[Rows from a dataset of pages and code]
##########

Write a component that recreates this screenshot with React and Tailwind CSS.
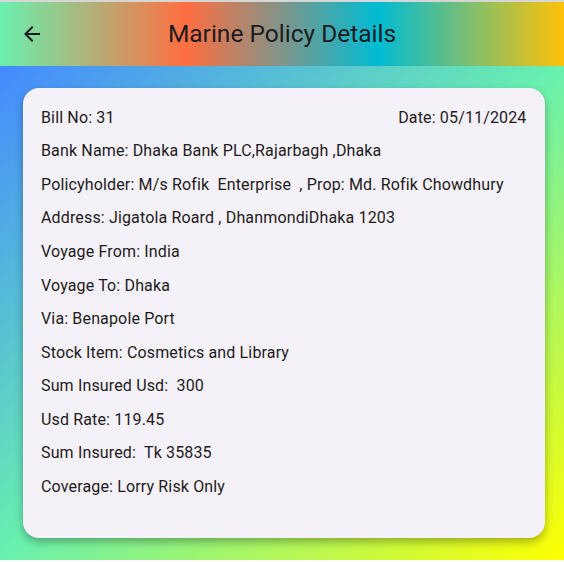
export default function App() {
  const rows = [
    'Bank Name: Dhaka Bank PLC,Rajarbagh ,Dhaka',
    'Policyholder: M/s Rofik  Enterprise  , Prop: Md. Rofik Chowdhury',
    'Address: Jigatola Roard , DhanmondiDhaka 1203',
    'Voyage From: India',
    'Voyage To: Dhaka',
    'Via: Benapole Port',
    'Stock Item: Cosmetics and Library',
    'Sum Insured Usd:  300',
    'Usd Rate: 119.45',
    'Sum Insured:  Tk 35835',
    'Coverage: Lorry Risk Only',
  ];

  return (
    <div className="w-[564px] h-[562px] bg-white font-['Roboto',sans-serif] text-[#1d1b20] flex flex-col">
      <div className="h-[2px] bg-[#d6d6d6]" />
      <div className="h-[64px] flex items-center bg-[linear-gradient(to_right,#69f0ae_0%,#ff6e40_33%,#00bcd4_67%,#ffc107_100%)]">
        <div className="w-[64px] flex">
          <svg width="24" height="24" viewBox="0 0 24 24" fill="#1d1b20" className="ml-[20px]">
            <path d="M20 11H7.83l5.59-5.59L12 4l-8 8 8 8 1.41-1.41L7.83 13H20v-2z" />
          </svg>
        </div>
        <div className="flex-1 text-center text-[24.5px] pr-[64px]">Marine Policy Details</div>
      </div>
      <div className="h-[494px] pl-[22.5px] pr-[19.5px] pt-[22px] whitespace-pre bg-[linear-gradient(to_bottom_right,#448aff_0%,#69f0ae_50%,#ffff00_100%)]">
        <div className="h-[450px] rounded-[16px] bg-[#f5f1f9] shadow-[0_4px_8px_rgba(0,0,0,0.3)] pl-[18.5px] pr-[18px] pt-[13px] text-[16px] tracking-[0.15px]">
          <div className="h-[33.55px] flex items-center justify-between">
            <span>Bill No: 31</span>
            <span>Date: 05/11/2024</span>
          </div>
          {rows.map((r) => (
            <div key={r} className="h-[33.55px] flex items-center">
              {r}
            </div>
          ))}
        </div>
      </div>
      <div className="h-[2px] bg-white" />
    </div>
  );
}
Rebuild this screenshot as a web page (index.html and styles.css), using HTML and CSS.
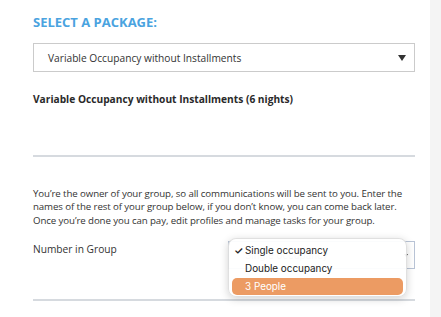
FILE: index.html
```html
<!DOCTYPE html>
<html>
<head>
<meta charset="utf-8">
<link rel="stylesheet" href="styles.css">
</head>
<body>
<div class="page">
  <div class="content">
    <h2 class="heading">SELECT A PACKAGE:</h2>
    <div class="select-box">
      <span class="select-text">Variable Occupancy without Installments</span>
      <span class="arrow"></span>
    </div>
    <div class="package-title">Variable Occupancy without Installments (6 nights)</div>
    <hr class="rule rule-top">
    <p class="intro">You’re the owner of your group, so all communications will be sent to you. Enter the names of the rest of your group below, if you don’t know, you can come back later. Once you’re done you can pay, edit profiles and manage tasks for your group.</p>
    <div class="group-row">
      <span class="group-label">Number in Group</span>
      <div class="group-select">
        <span class="group-select-text">Single occupancy</span>
        <span class="small-arrow"></span>
        <div class="menu">
          <div class="menu-item"><span class="check">✓</span>Single occupancy</div>
          <div class="menu-item">Double occupancy</div>
          <div class="menu-item active">3 People</div>
        </div>
      </div>
    </div>
    <hr class="rule rule-bottom">
  </div>
  <div class="strip"></div>
</div>
</body>
</html>
```
FILE: styles.css
```css
html, body {
  margin: 0;
  padding: 0;
  height: 100%;
}
body {
  font-family: "Open Sans", "Liberation Sans", sans-serif;
  color: #333;
  background: #fff;
  overflow: hidden;
}
.page {
  display: flex;
  height: 317px;
}
.content {
  width: 382px;
  padding: 0 15px 0 33px;
  background: #fff;
}
.strip {
  flex: 1;
  background: #f4f4f4;
}
.heading {
  margin: 0;
  padding-top: 12px;
  font-size: 13px;
  line-height: 20px;
  font-weight: 700;
  color: #4aa3df;
}
.select-box {
  margin-top: 11px;
  height: 27px;
  border: 1px solid #cbcbcb;
  display: flex;
  align-items: center;
  justify-content: space-between;
  padding: 0 8px 0 14px;
}
.select-text {
  font-size: 10.2px;
  color: #333;
}
.arrow {
  width: 0;
  height: 0;
  border-left: 4px solid transparent;
  border-right: 4px solid transparent;
  border-top: 6px solid #333;
}
.package-title {
  margin-top: 19px;
  font-size: 10.2px;
  font-weight: 700;
  line-height: 16px;
  color: #2a2a2a;
}
.rule {
  border: 0;
  height: 2px;
  background: #d6dadf;
  margin: 0;
}
.rule-top {
  margin-top: 48px;
}
.intro {
  margin: 30px 0 0;
  font-size: 9.7px;
  letter-spacing: -0.1px;
  line-height: 13.4px;
  color: #333;
}
.group-row {
  display: flex;
  justify-content: space-between;
  align-items: flex-start;
  margin-top: 14px;
}
.group-label {
  font-size: 10.2px;
  line-height: 16px;
}
.group-select {
  position: relative;
  width: 187px;
  height: 28px;
  margin-top: 0;
  border: 1px solid #b9c4d6;
  display: flex;
  align-items: center;
  justify-content: space-between;
  padding: 0 6px 0 16px;
  box-sizing: border-box;
}
.group-select-text {
  font-family: Inter, "Liberation Sans", sans-serif;
  font-size: 9.9px;
  color: #999;
}
.small-arrow {
  width: 0;
  height: 0;
  border-left: 2px solid transparent;
  border-right: 2px solid transparent;
  border-top: 3px solid #333;
}
.menu {
  position: absolute;
  left: -1px;
  top: -4px;
  width: 179px;
  height: 59px;
  box-sizing: border-box;
  padding: 3px 3px;
  background: rgba(255, 255, 255, 0.94);
  border: 0.5px solid rgba(0, 0, 0, 0.12);
  border-radius: 8px;
  box-shadow: 0 2px 8px rgba(0, 0, 0, 0.18);
  font-family: Inter, "Liberation Sans", sans-serif;
  font-size: 9.9px;
  color: #222;
}
.menu-item {
  height: 17.7px;
  line-height: 17.7px;
  padding-left: 13px;
  position: relative;
  border-radius: 5px;
}
.check {
  position: absolute;
  left: 2px;
  top: 0;
  font-size: 10.5px;
  font-weight: 600;
}
.menu-item.active {
  background: #ec9b63;
  color: #fff;
}
.rule-bottom {
  margin-top: 30px;
}
```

##########

Task prompt »
Quote the data exactly, leaving every image out of the copy.

Final answer »
Write a component that recreates this screenshot with React and Tailwind CSS.
export default function App() {
  const rows = [
    'Bank Name: Dhaka Bank PLC,Rajarbagh ,Dhaka',
    'Policyholder: M/s Rofik  Enterprise  , Prop: Md. Rofik Chowdhury',
    'Address: Jigatola Roard , DhanmondiDhaka 1203',
    'Voyage From: India',
    'Voyage To: Dhaka',
    'Via: Benapole Port',
    'Stock Item: Cosmetics and Library',
    'Sum Insured Usd:  300',
    'Usd Rate: 119.45',
    'Sum Insured:  Tk 35835',
    'Coverage: Lorry Risk Only',
  ];

  return (
    <div className="w-[564px] h-[562px] bg-white font-['Roboto',sans-serif] text-[#1d1b20] flex flex-col">
      <div className="h-[2px] bg-[#d6d6d6]" />
      <div className="h-[64px] flex items-center bg-[linear-gradient(to_right,#69f0ae_0%,#ff6e40_33%,#00bcd4_67%,#ffc107_100%)]">
        <div className="w-[64px] flex">
          <svg width="24" height="24" viewBox="0 0 24 24" fill="#1d1b20" className="ml-[20px]">
            <path d="M20 11H7.83l5.59-5.59L12 4l-8 8 8 8 1.41-1.41L7.83 13H20v-2z" />
          </svg>
        </div>
        <div className="flex-1 text-center text-[24.5px] pr-[64px]">Marine Policy Details</div>
      </div>
      <div className="h-[494px] pl-[22.5px] pr-[19.5px] pt-[22px] whitespace-pre bg-[linear-gradient(to_bottom_right,#448aff_0%,#69f0ae_50%,#ffff00_100%)]">
        <div className="h-[450px] rounded-[16px] bg-[#f5f1f9] shadow-[0_4px_8px_rgba(0,0,0,0.3)] pl-[18.5px] pr-[18px] pt-[13px] text-[16px] tracking-[0.15px]">
          <div className="h-[33.55px] flex items-center justify-between">
            <span>Bill No: 31</span>
            <span>Date: 05/11/2024</span>
          </div>
          {rows.map((r) => (
            <div key={r} className="h-[33.55px] flex items-center">
              {r}
            </div>
          ))}
        </div>
      </div>
      <div className="h-[2px] bg-white" />
    </div>
  );
}
Rebuild this screenshot as a web page (index.html and styles.css), using HTML and CSS.
FILE: index.html
```html
<!DOCTYPE html>
<html>
<head>
<meta charset="utf-8">
<link rel="stylesheet" href="styles.css">
</head>
<body>
<div class="page">
  <div class="content">
    <h2 class="heading">SELECT A PACKAGE:</h2>
    <div class="select-box">
      <span class="select-text">Variable Occupancy without Installments</span>
      <span class="arrow"></span>
    </div>
    <div class="package-title">Variable Occupancy without Installments (6 nights)</div>
    <hr class="rule rule-top">
    <p class="intro">You’re the owner of your group, so all communications will be sent to you. Enter the names of the rest of your group below, if you don’t know, you can come back later. Once you’re done you can pay, edit profiles and manage tasks for your group.</p>
    <div class="group-row">
      <span class="group-label">Number in Group</span>
      <div class="group-select">
        <span class="group-select-text">Single occupancy</span>
        <span class="small-arrow"></span>
        <div class="menu">
          <div class="menu-item"><span class="check">✓</span>Single occupancy</div>
          <div class="menu-item">Double occupancy</div>
          <div class="menu-item active">3 People</div>
        </div>
      </div>
    </div>
    <hr class="rule rule-bottom">
  </div>
  <div class="strip"></div>
</div>
</body>
</html>
```
FILE: styles.css
```css
html, body {
  margin: 0;
  padding: 0;
  height: 100%;
}
body {
  font-family: "Open Sans", "Liberation Sans", sans-serif;
  color: #333;
  background: #fff;
  overflow: hidden;
}
.page {
  display: flex;
  height: 317px;
}
.content {
  width: 382px;
  padding: 0 15px 0 33px;
  background: #fff;
}
.strip {
  flex: 1;
  background: #f4f4f4;
}
.heading {
  margin: 0;
  padding-top: 12px;
  font-size: 13px;
  line-height: 20px;
  font-weight: 700;
  color: #4aa3df;
}
.select-box {
  margin-top: 11px;
  height: 27px;
  border: 1px solid #cbcbcb;
  display: flex;
  align-items: center;
  justify-content: space-between;
  padding: 0 8px 0 14px;
}
.select-text {
  font-size: 10.2px;
  color: #333;
}
.arrow {
  width: 0;
  height: 0;
  border-left: 4px solid transparent;
  border-right: 4px solid transparent;
  border-top: 6px solid #333;
}
.package-title {
  margin-top: 19px;
  font-size: 10.2px;
  font-weight: 700;
  line-height: 16px;
  color: #2a2a2a;
}
.rule {
  border: 0;
  height: 2px;
  background: #d6dadf;
  margin: 0;
}
.rule-top {
  margin-top: 48px;
}
.intro {
  margin: 30px 0 0;
  font-size: 9.7px;
  letter-spacing: -0.1px;
  line-height: 13.4px;
  color: #333;
}
.group-row {
  display: flex;
  justify-content: space-between;
  align-items: flex-start;
  margin-top: 14px;
}
.group-label {
  font-size: 10.2px;
  line-height: 16px;
}
.group-select {
  position: relative;
  width: 187px;
  height: 28px;
  margin-top: 0;
  border: 1px solid #b9c4d6;
  display: flex;
  align-items: center;
  justify-content: space-between;
  padding: 0 6px 0 16px;
  box-sizing: border-box;
}
.group-select-text {
  font-family: Inter, "Liberation Sans", sans-serif;
  font-size: 9.9px;
  color: #999;
}
.small-arrow {
  width: 0;
  height: 0;
  border-left: 2px solid transparent;
  border-right: 2px solid transparent;
  border-top: 3px solid #333;
}
.menu {
  position: absolute;
  left: -1px;
  top: -4px;
  width: 179px;
  height: 59px;
  box-sizing: border-box;
  padding: 3px 3px;
  background: rgba(255, 255, 255, 0.94);
  border: 0.5px solid rgba(0, 0, 0, 0.12);
  border-radius: 8px;
  box-shadow: 0 2px 8px rgba(0, 0, 0, 0.18);
  font-family: Inter, "Liberation Sans", sans-serif;
  font-size: 9.9px;
  color: #222;
}
.menu-item {
  height: 17.7px;
  line-height: 17.7px;
  padding-left: 13px;
  position: relative;
  border-radius: 5px;
}
.check {
  position: absolute;
  left: 2px;
  top: 0;
  font-size: 10.5px;
  font-weight: 600;
}
.menu-item.active {
  background: #ec9b63;
  color: #fff;
}
.rule-bottom {
  margin-top: 30px;
}
```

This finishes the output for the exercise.